Microcredito ed economia di comunione

«La fede va incarnata nella storia. Non è che un credente perché va a messa, può dirsi a posto. Tutti noi dobbiamo impegnarci a cambiare la storia e le relazioni nella società, perché solo passando dall’individualismo alla ricerca del bene collettivo, si vive appieno il messaggio evangelico». Monsignor Giuseppe Silvestri, docente di teologia all’Istituto teologico calabro S. Pio X e cultore di diritto canonico, ecclesiastico e delle religioni, presso l’Università Magna Graecia di Catanzaro, di “bene comune” se ne intende, poiché ha appena pubblicato il libro “Dalle settimane sociali al microcredito e all’economia di comunione” (Città Nuova Edizioni), in collaborazione con Suzana Matiello, insegnante di religione e consacrata, del Movimento dei Focolari. E sullo stesso argomento mons. Silvestre ha anche attivato un corso, proprio all’Istituto S. Pio X. «L’economia di comunione – spiega – è un modello economico proteso al “dare”, non a tenere tutto per sé. Deriva da una felice intuizione di Chiara Lubich, fondatrice del Movimento dei Focolari che, dopo una visita in Brasile si accorse che le aziende creavano ricchezza, ma solo per gli imprenditori, mentre i lavoratori, sfruttati, rimanevano ai margini. Quindi, propose una maggiore attenzione alla manodopera, innanzitutto attraverso un salario adeguato, ma anche investendo gli utili per creare nuovi posti di lavoro. Ma la cosa più importante è far circolare negli ambiti lavorativi la parola “amore”, perché l’altro è prima di tutto una persona che dobbiamo amare, così come dice l’enciclica Caritas in Veritate (Papa Benedetto XVI), primo documento che parla di amore nell’economia». Attraverso le Settimane sociali, continua Silvestre «la Chiesa italiana vuole raggiungere una maggiore coscientizzazione dei credenti sulla Dottrina sociale della Chiesa.
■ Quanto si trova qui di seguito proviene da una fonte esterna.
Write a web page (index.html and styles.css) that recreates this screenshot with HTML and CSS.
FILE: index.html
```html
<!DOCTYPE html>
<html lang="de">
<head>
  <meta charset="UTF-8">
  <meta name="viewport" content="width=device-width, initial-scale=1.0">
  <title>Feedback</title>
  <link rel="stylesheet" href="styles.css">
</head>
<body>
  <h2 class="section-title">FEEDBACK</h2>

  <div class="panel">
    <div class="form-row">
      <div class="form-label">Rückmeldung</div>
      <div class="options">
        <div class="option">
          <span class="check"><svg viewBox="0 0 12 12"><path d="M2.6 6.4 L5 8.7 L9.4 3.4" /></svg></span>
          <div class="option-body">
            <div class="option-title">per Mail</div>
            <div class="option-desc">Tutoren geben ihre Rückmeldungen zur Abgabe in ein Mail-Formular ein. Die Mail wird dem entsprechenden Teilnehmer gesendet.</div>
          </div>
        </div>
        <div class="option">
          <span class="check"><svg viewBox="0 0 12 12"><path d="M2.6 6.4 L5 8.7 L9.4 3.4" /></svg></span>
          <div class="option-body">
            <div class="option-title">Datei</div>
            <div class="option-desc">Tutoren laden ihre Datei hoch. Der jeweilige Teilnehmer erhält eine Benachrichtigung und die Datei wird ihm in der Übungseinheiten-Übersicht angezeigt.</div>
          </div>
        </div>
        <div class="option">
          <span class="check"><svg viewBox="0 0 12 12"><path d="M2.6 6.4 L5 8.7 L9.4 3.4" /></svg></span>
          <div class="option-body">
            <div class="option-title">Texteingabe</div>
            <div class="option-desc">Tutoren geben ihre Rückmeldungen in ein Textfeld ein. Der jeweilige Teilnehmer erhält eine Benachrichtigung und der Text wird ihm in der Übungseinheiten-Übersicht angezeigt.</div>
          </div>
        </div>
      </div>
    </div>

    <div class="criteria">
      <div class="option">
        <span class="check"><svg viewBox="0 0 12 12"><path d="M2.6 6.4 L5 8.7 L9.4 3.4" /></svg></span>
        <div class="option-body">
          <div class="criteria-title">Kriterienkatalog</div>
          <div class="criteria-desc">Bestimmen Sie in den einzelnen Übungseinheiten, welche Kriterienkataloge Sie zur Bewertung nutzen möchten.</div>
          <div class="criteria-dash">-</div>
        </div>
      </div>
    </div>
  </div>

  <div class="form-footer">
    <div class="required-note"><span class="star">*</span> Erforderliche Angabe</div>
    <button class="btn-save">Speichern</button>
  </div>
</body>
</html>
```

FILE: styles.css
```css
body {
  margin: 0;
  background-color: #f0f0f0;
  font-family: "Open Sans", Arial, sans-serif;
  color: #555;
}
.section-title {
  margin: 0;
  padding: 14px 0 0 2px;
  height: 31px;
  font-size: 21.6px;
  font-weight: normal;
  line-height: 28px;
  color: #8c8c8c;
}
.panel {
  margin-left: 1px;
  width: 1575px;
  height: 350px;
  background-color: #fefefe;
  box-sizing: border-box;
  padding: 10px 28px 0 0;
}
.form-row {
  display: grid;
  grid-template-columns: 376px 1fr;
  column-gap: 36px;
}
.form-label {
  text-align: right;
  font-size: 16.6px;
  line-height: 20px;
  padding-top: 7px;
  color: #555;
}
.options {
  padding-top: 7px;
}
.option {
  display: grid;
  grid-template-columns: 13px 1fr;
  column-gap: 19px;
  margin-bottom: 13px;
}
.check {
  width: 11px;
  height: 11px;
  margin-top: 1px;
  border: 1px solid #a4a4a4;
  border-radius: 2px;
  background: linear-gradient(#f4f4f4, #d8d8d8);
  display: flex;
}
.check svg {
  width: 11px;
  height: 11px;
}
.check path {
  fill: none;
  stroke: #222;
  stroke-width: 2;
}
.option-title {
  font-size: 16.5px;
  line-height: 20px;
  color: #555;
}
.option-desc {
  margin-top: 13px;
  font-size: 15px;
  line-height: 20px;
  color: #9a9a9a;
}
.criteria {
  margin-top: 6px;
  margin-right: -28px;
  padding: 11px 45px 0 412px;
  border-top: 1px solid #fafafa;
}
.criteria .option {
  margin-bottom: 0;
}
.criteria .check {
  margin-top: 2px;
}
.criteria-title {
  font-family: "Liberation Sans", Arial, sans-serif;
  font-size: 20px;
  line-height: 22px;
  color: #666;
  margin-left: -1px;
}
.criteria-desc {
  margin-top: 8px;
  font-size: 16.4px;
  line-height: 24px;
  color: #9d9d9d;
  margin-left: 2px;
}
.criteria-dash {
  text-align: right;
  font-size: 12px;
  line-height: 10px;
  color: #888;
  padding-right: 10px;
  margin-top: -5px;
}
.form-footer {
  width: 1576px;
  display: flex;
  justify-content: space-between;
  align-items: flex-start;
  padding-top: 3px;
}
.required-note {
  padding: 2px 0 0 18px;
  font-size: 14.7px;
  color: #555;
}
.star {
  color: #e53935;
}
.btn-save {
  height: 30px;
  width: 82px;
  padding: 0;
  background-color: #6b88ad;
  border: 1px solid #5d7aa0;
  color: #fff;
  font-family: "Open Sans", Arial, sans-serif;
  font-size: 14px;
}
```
Oggi abbiamo la Caritas in Veritate e l’Evangelii Gaudium (Papa Francesco), ma già nell’Antico Testamento troviamo il richiamo al bene dell’altro, alla garanzia che l’altro possa usufruire dei beni della terra». L’Expo, infine, «potrebbe essere un momento forte per fare un esame di coscienza sulla situazione del nostro pianeta e sulla necessità di una maggior attenzione alla sobrietà dei nostri consumi».